Washer-up is another of his regular guises. He may be celebrated by the guides, acclaimed by the critics and revered by other chefs, but he sees nothing odd about donning the Marigolds at the end of service. "I'm still here and there's little else to do at that point, so I might as well do it," he says. "It's as simple as that."

Surely there can be few better lessons than that on how to make it small in the restaurant business.

From the House's mouth

How to raise the cash
Raising cash for any catering business provokes grim responses from those on the lending side of things but eventually - and provided there is some collateral for your borrowings, such as a lease or freehold to sell if things go wrong - you will get the money.

This may seem the problem but it isn't. The problem is paying back the borrowings later on. Borrow only for what's essential, and leave buying the rest for a time when you have cash generated by your trade.

What to do by way of marketing Absolutely nothing - never waste money advertising, and don't have an expensive PR firm unless you have a huge number of tables to fill. Your best marketing will be the quality of what you serve and whether or not it represents decent value for money. People who turn up because they have seen an ad will go on to wherever the next ad points them.

Difficulties in this area almost always stem from having ignored the previous tip on not spending too much initially, and having forced yourself into a position where you need to claw back big sums early to avoid trouble. Try cooking good food and serving it at reasonable prices as a cunning marketing ploy.

Cash-flow Just about everyone, including myself, uses this month's turnover to pay last month's bills. Watch for fluctuations in whatever seasonal pattern you have. It's easy to feel rich when you are having a good month and paying the bills of a quiet patch, but the reverse can be more painful.

How to price and keep costs in line
Look at things from the punter's viewpoint. See what other places similar to your venue are charging, and what is being offered for the money. Accountants and bank managers may feel that big margins are a fine idea, but they don't have to lure in the paying public.

My system here is to offer big value on what's on the plate and very little in the way of service - nobody pouring wine and such like - thus shifting money that would be spent on payroll toward food cost.

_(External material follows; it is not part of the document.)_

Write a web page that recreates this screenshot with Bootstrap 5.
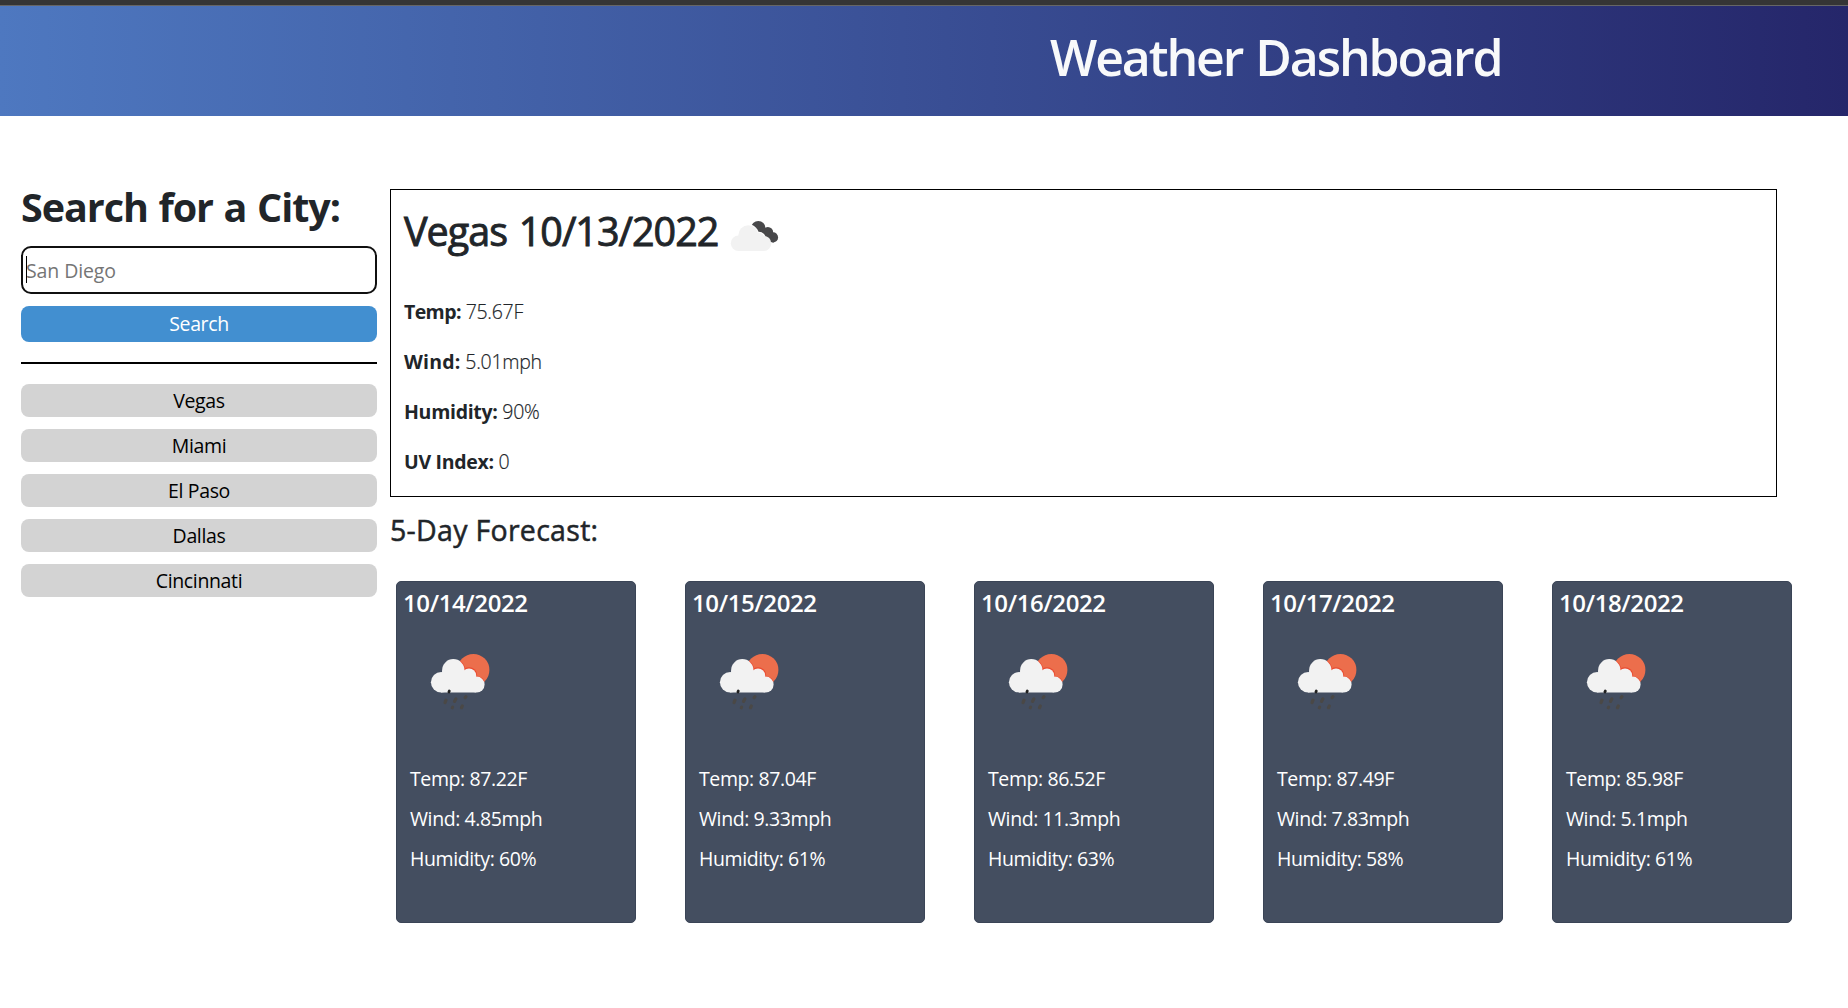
<!DOCTYPE html>
<html lang="en">
<head>
<meta charset="utf-8">
<meta name="viewport" content="width=device-width, initial-scale=1">
<title>Weather Dashboard</title>
<link href="https://cdn.jsdelivr.net/npm/bootstrap@5.3.0/dist/css/bootstrap.min.css" rel="stylesheet">
<style>
body{font-family:"Open Sans","Noto Sans",sans-serif;font-size:19.5px;line-height:30px;letter-spacing:-.28px;color:#212529;background:#fff;overflow:hidden}
.topbar{height:6px;background:#353535;border-bottom:1px solid #666}
.hero{height:110px;padding:21px 0 0 1050px;background:linear-gradient(to right,#4e78c0,#25266a)}
.hero h1{font-size:50px;line-height:60px;font-weight:600;letter-spacing:-2.1px;word-spacing:2px;color:#f8f9fa}
.page{padding-left:21px}
.side{width:356px;padding-top:67px}
.side h2{font-size:39.5px;line-height:48px;font-weight:700;letter-spacing:-1.05px;word-spacing:1.4px;margin-bottom:15px}
.city-input{display:block;width:100%;height:48px;border:2px solid #101010;border-radius:10px;padding:1px 3px 0;outline:0;letter-spacing:-.1px;background:#fff;caret-color:transparent}
.city-input::placeholder{color:#757575;opacity:1}
.caret{position:absolute;left:5px;top:10px;width:1px;height:27px;background:#000}
.side .btn{font-size:inherit;line-height:30px;letter-spacing:-.36px;border:0;border-radius:8px;padding:0}
.go{height:36px;background:#428fd0!important;color:#fff;margin-top:12px}
.rule{height:2px;background:#000;margin:20px 0}
.cities{gap:12px}
.city{height:33px;background:#d3d3d3!important;color:#000}
.main-col{width:1387px;margin-left:13px;padding-top:73px}
.today{height:308px;border:1px solid #000;padding:17px 13px}
.today-head{margin-bottom:42px}
.today h2{font-size:39.5px;line-height:48px;font-weight:400;-webkit-text-stroke:.9px #212529;letter-spacing:-1px;word-spacing:2.5px;margin:0}
.today-head svg{margin:10px 0 0 12px}
.today p{margin:0 0 20px;font-weight:300;-webkit-text-stroke:.2px #212529}
.today b{font-weight:700;letter-spacing:-.3px;-webkit-text-stroke:0}
.today b.tight{letter-spacing:-.6px}
.today b.loose{letter-spacing:.2px}
.five{font-size:28.5px;line-height:34px;font-weight:400;-webkit-text-stroke:.5px #212529;letter-spacing:.3px;margin:16px 0 34px}
.days{gap:49px;padding-left:6px;width:1403px}
.day{width:240px;height:342px;background:#444e60;border:1px solid #3a4456;border-radius:5px;color:#fff;letter-spacing:-.4px}
.day h3{font-size:24px;line-height:30px;font-weight:600;letter-spacing:-.38px;margin:6px 0 22px 6px}
.day svg{display:block;margin:0 0 44px 23px}
.day p{margin:0 0 10px 13px}
</style>
</head>
<body>
<svg width="0" height="0" class="position-absolute" aria-hidden="true"><defs>
<clipPath id="sun"><circle cx="53.4" cy="29.9" r="16"/></clipPath>
<g id="rain">
<circle cx="53.4" cy="29.9" r="16" fill="#ec6e4c"/>
<g fill="#ea4b30" clip-path="url(#sun)"><circle cx="33.3" cy="30.3" r="11.9"/><circle cx="49" cy="35.4" r="8.2"/><circle cx="56.6" cy="44.6" r="8.6"/></g>
<g fill="#f2f2f2"><circle cx="33.3" cy="30.3" r="11.2"/><circle cx="49" cy="35.6" r="7.2"/><circle cx="56.6" cy="44.6" r="8"/><circle cx="21.2" cy="42.3" r="10.3"/><path d="M22.2 31h26.8l7 10v11.6H21z"/></g>
<g stroke="#4a4846" stroke-width="3.2" stroke-linecap="round"><path d="M29.3 51l-.4 1" stroke="#222" stroke-width="2.8"/><path d="M26 60.2l-1 2.4M35.9 58.8l-1.4 2.6M45.9 56.8l-.8 1M32.6 67.2l-.3.5M42.3 66l-.8 1.7"/></g>
</g></defs></svg>
<div class="topbar"></div>
<header class="hero"><h1 class="m-0">Weather Dashboard</h1></header>
<div class="page d-flex align-items-start">
<aside class="side flex-shrink-0">
<h2>Search for a City:</h2>
<div class="position-relative"><input class="city-input" type="text" placeholder="San Diego"><span class="caret"></span></div>
<button class="btn go w-100 d-block">Search</button>
<div class="rule"></div>
<div class="cities d-grid">
<button class="btn city">Vegas</button><button class="btn city">Miami</button><button class="btn city">El Paso</button><button class="btn city">Dallas</button><button class="btn city">Cincinnati</button>
</div>
</aside>
<main class="main-col flex-shrink-0">
<section class="today">
<div class="today-head d-flex align-items-center">
<h2>Vegas 10/13/2022</h2>
<svg width="49" height="32" viewBox="730 221 49 32">
<g fill="#48484a"><circle cx="758.3" cy="229.2" r="7.2"/><circle cx="767.8" cy="233.4" r="5.4"/><circle cx="773" cy="238.4" r="5.1"/><path d="M758 229l10 0 6 14.4-6-1z"/></g>
<g fill="#fff"><circle cx="748" cy="236.2" r="11"/><circle cx="758.8" cy="240.2" r="7.4"/></g>
<g fill="#f2f2f2"><circle cx="748.3" cy="236.2" r="10"/><circle cx="758.3" cy="240" r="6.4"/><circle cx="738.5" cy="244.2" r="7.7"/><circle cx="763.8" cy="244.4" r="7.5"/><path d="M740 238h18l6 4v9.9h-25.5z"/></g>
</svg>
</div>
<p><b class="tight">Temp:</b> 75.67F</p>
<p><b class="loose">Wind:</b> 5.01mph</p>
<p><b>Humidity:</b> 90%</p>
<p><b>UV Index:</b> 0</p>
</section>
<h3 class="five">5-Day Forecast:</h3>
<section class="days d-flex">
<article class="day"><h3>10/14/2022</h3><svg width="80" height="80"><use href="#rain"/></svg><p>Temp: 87.22F</p><p>Wind: 4.85mph</p><p>Humidity: 60%</p></article>
<article class="day"><h3>10/15/2022</h3><svg width="80" height="80"><use href="#rain"/></svg><p>Temp: 87.04F</p><p>Wind: 9.33mph</p><p>Humidity: 61%</p></article>
<article class="day"><h3>10/16/2022</h3><svg width="80" height="80"><use href="#rain"/></svg><p>Temp: 86.52F</p><p>Wind: 11.3mph</p><p>Humidity: 63%</p></article>
<article class="day"><h3>10/17/2022</h3><svg width="80" height="80"><use href="#rain"/></svg><p>Temp: 87.49F</p><p>Wind: 7.83mph</p><p>Humidity: 58%</p></article>
<article class="day"><h3>10/18/2022</h3><svg width="80" height="80"><use href="#rain"/></svg><p>Temp: 85.98F</p><p>Wind: 5.1mph</p><p>Humidity: 61%</p></article>
</section>
</main>
</div>
<script src="https://cdn.jsdelivr.net/npm/bootstrap@5.3.0/dist/js/bootstrap.bundle.min.js"></script>
</body>
</html>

But everyone must make their own judgements according to their own taste and preferences. The right answer is one that attracts enough people to be profitable, or at least viable.

Where to buy
It seems sensible that whatever is local to you should be freshest and best value. This is usually, but not always, the case. The best advice is not to purchase from the standpoint of anything other than finding what's best and best value - not even to support local suppliers, the organic movement or anything else. I do the shopping first and the menu after; that way, I have most chance of having ingredients at their best and some form of profit, also.